Even as the U.S. steadily climbs its way out of a recession, mid-market executives have little confidence in the American economy. This, coupled with the country's relatively high taxes and regulations, leads these professionals to view the U.S. as increasingly less accommodating to entrepreneurialism, according to a recent Deloitte survey.
The study, which polled 652 senior executives at American mid-sized companies, found only 59 percent of respondents ranked the U.S. as the most accommodating country for entrepreneurs. This represents a 32 percent drop from how the same respondents have replied in years past.
"Mid-market companies are the growth engine of the U.S. and entrepreneurship is critical to their success," said Tom McGee, national managing partner of Deloitte Growth Enterprise Services. "The good news is that entrepreneurialism exists everywhere and all of the factors cited as inhibiting it can be addressed."
The majority of Deloitte's respondents said any company, large or small, can behave in an entrepreneurial way, which consists of being creative, different and unique and taking risks while accepting potential failure. Only 35 percent of executives said their companies had grown more entrepreneurial this year. They cited innovation to create entirely new businesses, enhancing products and services and discovering and penetrating new markets as the primary actions fueling their organizations. Respondents who didn't consider their companies entrepreneurial stated decision makers were too risk averse and stuck too closely to traditional practices, from business intelligence to budgeting processes.

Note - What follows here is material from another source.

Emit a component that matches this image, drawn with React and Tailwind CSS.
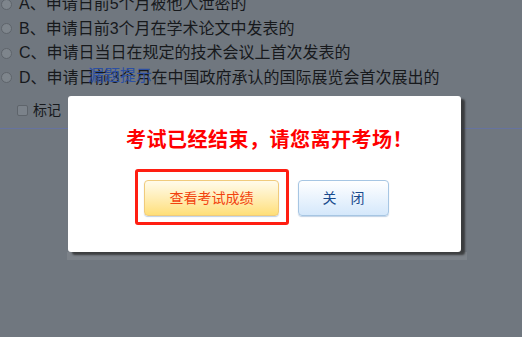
import React from "react";

const font = {
  fontFamily: '"Liberation Sans", Arial, "Noto Sans CJK SC", sans-serif',
};

const options = [
  "A、申请日前5个月被他人泄密的",
  "B、申请日前3个月在学术论文中发表的",
  "C、申请日当日在规定的技术会议上首次发表的",
  "D、申请日前3个月在中国政府承认的国际展览会首次展出的",
];

function Radio() {
  return (
    <span className="w-[11px] h-[11px] rounded-full border border-[#5e646b] bg-[#7e858c] mr-[7px] shrink-0" />
  );
}

export default function App() {
  return (
    <div
      className="relative w-[522px] h-[337px] overflow-hidden bg-[#70777f]"
      style={font}
    >
      {/* page under the mask */}
      <div className="relative mt-[-8px]">
        {options.map((o) => (
          <div
            key={o}
            className="flex items-center h-[24.5px] pl-[1px] text-[16px] text-[#17191c] whitespace-nowrap"
          >
            <Radio />
            <span>{o}</span>
          </div>
        ))}
        <span className="absolute left-[88px] top-[74px] text-[16px] leading-[20px] text-[#2c4fa3]">
          漏题提示
        </span>
        <div className="flex items-center h-[39px] pl-[17px] pt-[2px] text-[14px] text-[#17191c] border-b border-[#6673a0]">
          <span className="w-[11px] h-[11px] rounded-[2px] border border-[#5e646b] bg-[#7b828a] mr-[5px]" />
          <span>标记</span>
        </div>
      </div>

      {/* dialog */}
      <div className="absolute left-[67px] top-[252px] w-[400px] h-[8px] bg-[#7c8289]" />
      <div className="absolute left-[68px] top-[96px] w-[393px] h-[156px] bg-white rounded-[3px] shadow-[4px_3px_2px_rgba(40,40,40,0.75)]">
        <div
          className="pt-[29px] pl-[10px] text-center text-[20px] leading-[28px] font-bold tracking-[0.5px] text-[#ff0000]"
          style={{ fontFamily: '"Noto Sans CJK SC", sans-serif' }}
        >
          考试已经结束，请您离开考场！
        </div>
        <div className="flex items-start mt-[16px] pl-[67px]">
          <div className="border-[3px] border-[#ff1e12] rounded-[3px] pl-[6px] pr-[7px] pt-[8px] pb-[6px]">
            <button className="w-[135px] h-[36px] rounded-[4px] border border-[#f0cb7c] bg-gradient-to-b from-[#fffbeb] to-[#ffdf78] text-[14px] text-[#f2420e] shadow-[0_1px_1px_rgba(0,70,150,0.25)]">
              查看考试成绩
            </button>
          </div>
          <button className="ml-[9px] mt-[11px] w-[91px] h-[36px] rounded-[4px] border border-[#a7c6e3] bg-gradient-to-b from-[#ffffff] to-[#d5e8fb] text-[14px] text-[#1a4b8d] shadow-[0_1px_1px_rgba(0,70,150,0.25)]">
              关　闭
          </button>
        </div>
      </div>
    </div>
  );
}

Meanwhile, companies that fit the description of entrepreneurial are doing better. They have higher capital investments, generate greater profit margins and experience greater worker productivity, according to Deloitte.
An organization's willingness to venture into new markets, take risks and test new practices often depends on its economic and legislative environment. Of the survey respondents who did not rank the U.S. as the most accommodating country, 42 percent selected China, 26 percent said India and 21 percent chose Brazil.
These three countries ranked high on Deloitte's separate "2013 Global Manufacturing Competitiveness Index." While the U.S., Germany and Japan have been the kings of manufacturing for decades, they're now confronted with competition from these developing countries' booming specialization in the industry.
Factoring in manufacturing
The U.S. Council on Competitiveness president and CEO Deborah L. Wince-Smith said the decline in American manufacturing is a call to action.
"We need to better understand the highly complex forces driving the future of manufacturing and many of the structural changes reshaping the global economy," she said. "Emerging nations are growing fast and strong. Wise policies and practices could unleash American strengths, turbo-charge our manufacturing engines and raise technology commercialization to new heights – driving U.S. economic growth and job creation."
While the U.S. is ranked third by Deloitte's index, it's expected to drop to fifth place in just five years. However, as manufacturing is increasingly centralized around technology, the U.S. will retain some leverage over other nations. Meanwhile, countries like Brazil and India will eventually need to reconcile their growth with the demand for regulatory legislation and economic infrastructure.